Can we please stop talking about Evolutionary Psychology?


I’ve just started my second subject in my psych degree and I’ve already heard more about evolutionary psychology than anyone realistically should.

We need to confine it to the scrap heap of psychological theories and talk about it as a fun oddity, rather than a major psychological school of thought.

Here are three reasons why:

Reason 1: It can’t be validated

The first reason why evolutionary psychology should be confined to the back pages of obscure psych textbooks that people read for fun is that it cannot be validated.

You cannot prove that someone is afraid of approaching a stranger because back when everyone lived in caves and gnawed any remaining flesh of a Wooly Mammoth carcass. You cannot prove that high-status males got laid more often because they dominated the resource pool.

You cannot prove any of the wild claims put forward by evolutionary psychologists because you don’t have a time machine. You cannot go back in time to check the genetic makeup of humanoids before and after these changes took place to determine any kind of cause and effect.

All you can do is speculate wildly and develop theories that appear to make sense in light of the current behavioural patterns observed in modern society and try to make some kind of link back to the past.

And without the ability to conduct scientific experiments to separate correlation and causation, all you can do is guess.

Reason 2: It doesn’t do what it claims to do

Evolutionary psychology theories are the most commonly cited baseline motivators for human behaviour in my current educational pathway.

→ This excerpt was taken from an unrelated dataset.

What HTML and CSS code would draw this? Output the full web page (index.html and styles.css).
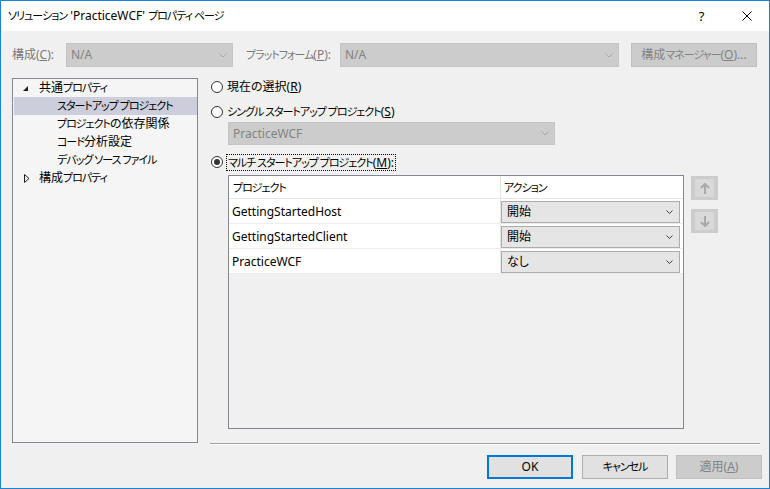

We’ll be presented with an action or a behavioural theory in one lecture or another and the lecturer will proclaim that “…this makes sense from an evolutionary perspective because [insert some untested theory about things that were important to cave-dwellers]”

But, the important part that seems to be missed is that evolutionary psychology doesn’t explain the specific mechanism that drives behaviour. It attempts to explain why that behavioural mechanism may have developed in the past, but not what that specific mechanism is.

Feeling anxious talking to a stranger might make sense from an evolutionary perspective, but it doesn’t explain the specific cause of that anxiety.

It’s like being asked “How does a car move forward?” and trying to explain it by talking about horses get tired too easily and can’t run fast when dragging heavy loads. It explains why cars were developed, but not specifically how cars work.

Reason 3: It’s functionally useless

The purpose of psychology is to help people, and evolutionary psychology doesn’t do that.

The fact that you can’t validate the ideas and even if you could, those ideas don’t give you any insight into the specific problems that people face means that you can’t use them to help anyone.

You can speculate, you can theorise, you can hold a conference where you pay extensively credentialled academics with walls plastered with degrees to share their latest musing, but at no point can you help someone overcome their psychological issues.

No one’s depression is relieved because of evolutionary psychology. No one’s schizophrenia symptoms are reduced because of evolutionary psychology. No one’s anti-social personality disorder causes less damage to their life because of evolutionary psychology.

You can’t use it to treat anyone. You can’t use it to solve their problems. It doesn’t provide a functional framework to solve any issues in anyone’s life at any point in time. It’s a wild and speculative patchwork of logically flexible guesses that don’t provide a solution and without that solution, what’s the point??

Reason 4: It’s counter-productive

If the only problems with evolutionary psychology were those listed above, then it could be brushed off with a casual shrug. It wouldn’t cause any harm to allow those interested in developing hypothetical connections between modern behaviour and the living conditions of those 30,000 years ago. But it does cause harm.

The idea that behaviour is rooted in genes inherited from some distant ancestor in a loin cloth with an oversized spear arm means that behaviour is set. It’s hard coded into our DNA. We don’t choose how we act. We act in the way we’ve been genetically programmed. We don’t have free will. We are victims of our biology.

If you know anything about psychology, you’ll know just how damaging this mindset is for about 1,000,000 different reasons. You’ll also know that it flies in the face of the commonly held scientific consensus that behaviour is a product of both nature and nuture, but whether it’s right or wrong is not the point here. The point is that this belief is damaging, and it’s the belief that people can take from evolutionary psychology (regardless of whether or not it is intended).

In Summary

Evolutionary psychology is a waste of precious learning space and needs to be either removed from the psychology learning curriculum or at least relegated to some dark corner.

It provides no functional benefit to the budding minds of psychologists and given the fine edge that the mental health of the majority of the world currently sits on, we have far better things to do than to speculate about unproven and potentially damaging theories.